Layer dependence of geometric, electronic and piezoelectric properties of SnSe

By means of first-principles calculations, we explore systematically the geometric, electronic and piezoelectric properties of multilayer SnSe. We find that these properties are layer-dependent, indicating that the interlayer interaction plays an important role.

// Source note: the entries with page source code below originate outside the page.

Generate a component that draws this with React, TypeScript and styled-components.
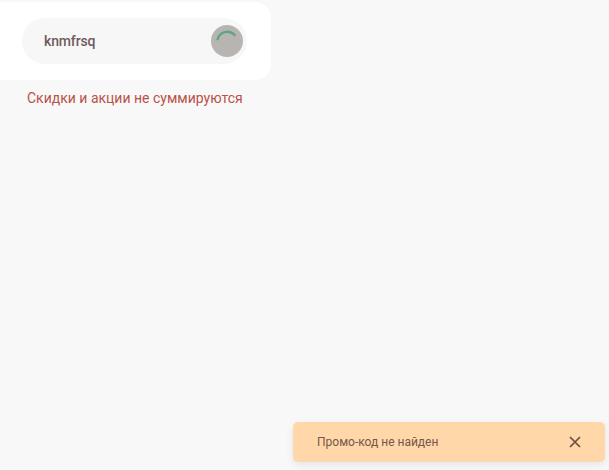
import styled, { createGlobalStyle } from 'styled-components';

const GlobalStyle = createGlobalStyle`
  html, body {
    margin: 0;
    height: 100%;
    background: #f8f8f8;
    font-family: Roboto, "Liberation Sans", sans-serif;
  }
  #root {
    height: 100%;
  }
`;

const Page = styled.div`
  height: 470px;
  width: 609px;
  box-sizing: border-box;
  padding-top: 2px;
  position: relative;
  overflow: hidden;
`;

const Card = styled.div`
  width: 271px;
  height: 78px;
  box-sizing: border-box;
  padding: 16px 24px 0 22px;
  background: #ffffff;
  border-radius: 0 16px 16px 0;
`;

const PromoField = styled.div`
  height: 46px;
  display: flex;
  align-items: center;
  justify-content: space-between;
  box-sizing: border-box;
  padding: 0 4px 0 22px;
  background: #f7f7f7;
  border-radius: 23px;
`;

const PromoValue = styled.span`
  font-size: 14px;
  font-weight: 500;
  letter-spacing: -0.01em;
  color: #715a5e;
`;

const SpinnerButton = styled.div`
  width: 32px;
  height: 32px;
  border-radius: 50%;
  background: #b8b4b1;
  display: flex;
  align-items: center;
  justify-content: center;
`;

const Notice = styled.p`
  margin: 10px 0 0 27px;
  font-size: 14px;
  line-height: 17px;
  color: #b9524a;
`;

const Toast = styled.div`
  position: absolute;
  left: 293px;
  top: 422px;
  width: 312px;
  height: 40px;
  box-sizing: border-box;
  padding: 0 24px 0 24px;
  display: flex;
  align-items: center;
  justify-content: space-between;
  background: #ffd7a8;
  border-radius: 5px;
  box-shadow: 0 3px 8px rgba(0, 0, 0, 0.08);
`;

const ToastText = styled.span`
  font-size: 12px;
  color: #74574a;
`;

const CloseIcon = styled.svg`
  width: 12px;
  height: 12px;
  display: block;
`;

export default function App() {
  return (
    <Page>
      <GlobalStyle />
      <Card>
        <PromoField>
          <PromoValue>knmfrsq</PromoValue>
          <SpinnerButton>
            <svg width="22" height="22" viewBox="0 0 22 22" fill="none">
              <path d="M1.6 9.2A10 10 0 0 1 18.6 5" stroke="#5fa585" strokeWidth="2.4" strokeLinecap="round" />
            </svg>
          </SpinnerButton>
        </PromoField>
      </Card>
      <Notice>Скидки и акции не суммируются</Notice>
      <Toast>
        <ToastText>Промо-код не найден</ToastText>
        <CloseIcon viewBox="0 0 12 12" fill="none">
          <path d="M1 1L11 11M11 1L1 11" stroke="#6b5040" strokeWidth="1.7" />
        </CloseIcon>
      </Toast>
    </Page>
  );
}
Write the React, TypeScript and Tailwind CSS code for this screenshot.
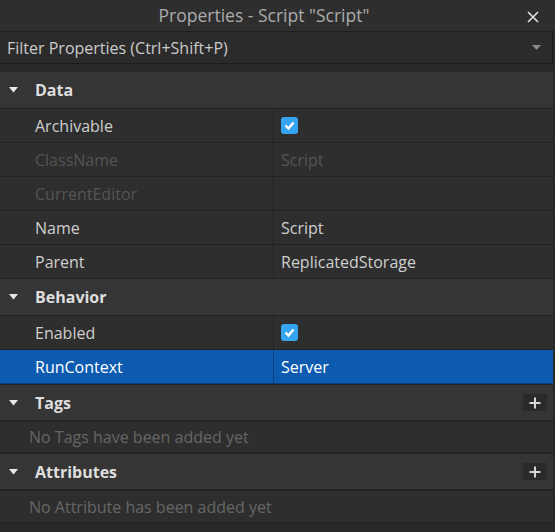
import clsx from 'clsx'

const font = "font-['Open_Sans','Lato',sans-serif]"

function Caret() {
  return (
    <svg width="9" height="6" viewBox="0 0 9 6" className="shrink-0">
      <polygon points="0,0 9,0 4.5,5.5" fill="#e8e8e8" />
    </svg>
  )
}

function Check() {
  return (
    <div className="w-[17px] h-[17px] rounded-[3px] bg-[#35a5f2] flex items-center justify-center">
      <svg width="13" height="13" viewBox="0 0 13 13">
        <polyline points="2.5,6.5 5.5,9.5 10.5,3.5" fill="none" stroke="#ffffff" strokeWidth="2.4" />
      </svg>
    </div>
  )
}

function PlusButton() {
  return (
    <div className="w-[24px] h-[17px] bg-[#2a2a2a] flex items-center justify-center">
      <svg width="12" height="12" viewBox="0 0 12 12">
        <path d="M6 0.5V11.5M0.5 6H11.5" stroke="#d6d6d6" strokeWidth="2" />
      </svg>
    </div>
  )
}

function Header({ title, plus, tall }: { title: string; plus?: boolean; tall?: boolean }) {
  return (
    <div className={clsx('bg-[#353535] flex items-center pl-[9px] pr-[6px]', tall ? 'h-[36px]' : 'h-[35px]')}>
      <Caret />
      <span className="ml-[17px] text-[16px] font-bold text-[#dedede]">{title}</span>
      {plus && (
        <div className="ml-auto">
          <PlusButton />
        </div>
      )}
    </div>
  )
}

type RowProps = {
  name: string
  value?: string
  checked?: boolean
  disabled?: boolean
  selected?: boolean
}

function Row({ name, value, checked, disabled, selected }: RowProps) {
  return (
    <div
      className={clsx(
        'flex h-[34px] border-b text-[16px]',
        selected ? 'bg-[#0c5bb1] border-[#093f7a] text-white' : 'bg-[#2e2e2e] border-[#232323]',
        !selected && (disabled ? 'text-[#545454]' : 'text-[#cfcfcf]')
      )}
    >
      <div
        className={clsx(
          'w-[274px] shrink-0 border-r pl-[35px] flex items-center',
          selected ? 'border-[#093f7a]' : 'border-[#232323]'
        )}
      >
        {name}
      </div>
      <div className="flex-1 pl-[7px] flex items-center">
        {checked ? <Check /> : value}
      </div>
    </div>
  )
}

export default function App() {
  return (
    <div className={clsx('w-[555px] h-[532px] bg-[#282828] flex flex-col overflow-hidden', font)}>
      {/* Title bar */}
      <div className="h-[32px] bg-[#2e2e2e] flex items-center relative border-b border-[#1f1f1f] pr-[27px] shrink-0">
        <span className="w-full text-center text-[17.5px] text-[#ababab]">Properties - Script "Script"</span>
        <svg width="12" height="12" viewBox="0 0 12 12" className="absolute right-[16px] top-[11px]">
          <path d="M1 1L11 11M11 1L1 11" stroke="#e0e0e0" strokeWidth="1.6" />
        </svg>
      </div>

      <div className="mr-[2px] flex flex-col flex-1">
        {/* Filter */}
        <div className="h-[32px] bg-[#2b2b2b] border-b border-r border-[#1c1c1c] flex items-center pl-[7px] pr-[11px] shrink-0">
          <span className="text-[16px] text-[#cccccc]">Filter Properties (Ctrl+Shift+P)</span>
          <svg width="9" height="5" viewBox="0 0 9 5" className="ml-auto">
            <polygon points="0,0 9,0 4.5,5" fill="#8a8a8a" />
          </svg>
        </div>

        <div className="h-[8px] shrink-0" />

        <div className="border-b border-[#232323]">
          <Header title="Data" tall />
        </div>
        <Row name="Archivable" checked />
        <Row name="ClassName" value="Script" disabled />
        <Row name="CurrentEditor" disabled />
        <Row name="Name" value="Script" />
        <Row name="Parent" value="ReplicatedStorage" />

        <div className="border-b border-[#232323]">
          <Header title="Behavior" tall />
        </div>
        <Row name="Enabled" checked />
        <Row name="RunContext" value="Server" selected />

        <div className="h-[1px] bg-[#232323]" />
        <Header title="Tags" plus />
        <div className="h-[2px] bg-[#232323]" />
        <div className="h-[30px] bg-[#2e2e2e] flex items-center pl-[29px] text-[16px] text-[#666666]">
          No Tags have been added yet
        </div>
        <div className="h-[2px] bg-[#232323]" />
        <Header title="Attributes" plus />
        <div className="h-[2px] bg-[#232323]" />
        <div className="h-[31px] bg-[#2e2e2e] flex items-center pl-[29px] text-[16px] text-[#666666]">
          No Attribute has been added yet
        </div>
        <div className="h-px bg-[#232323]" />
      </div>
    </div>
  )
}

With increasing the number of SnSe layers from 1 to 6, we observe that the lattice constant decreases from 4.27 $\mathring{A}$ to 4.22 $\mathring{A}$ along zigzag direction, and increases from 4.41 $\mathring{A}$ to 4.51 $\mathring{A}$ along armchair direction close to the bulk limit (4.21 $\mathring{A}$ and 4.52 $\mathring{A}$, respectively); the band gap decreases from 1.45 eV to 1.08 eV, approaching the bulk gap 0.95 eV. Although the monolayer SnSe exhibits almost symmetric geometric and electronic structures along zigzag and armchair directions, bulk SnSe is obviously anisotropic, showing that the stacking of layers enhances the anisotropic character of SnSe. As bulk and even-layer SnSe have inversion centers, they cannot exhibit piezoelectric responses. However, we show that the odd-layer SnSe have piezoelectric coefficients much higher than those of the known piezoelectric materials, suggesting that the odd-layer SnSe is a good piezoelectric material.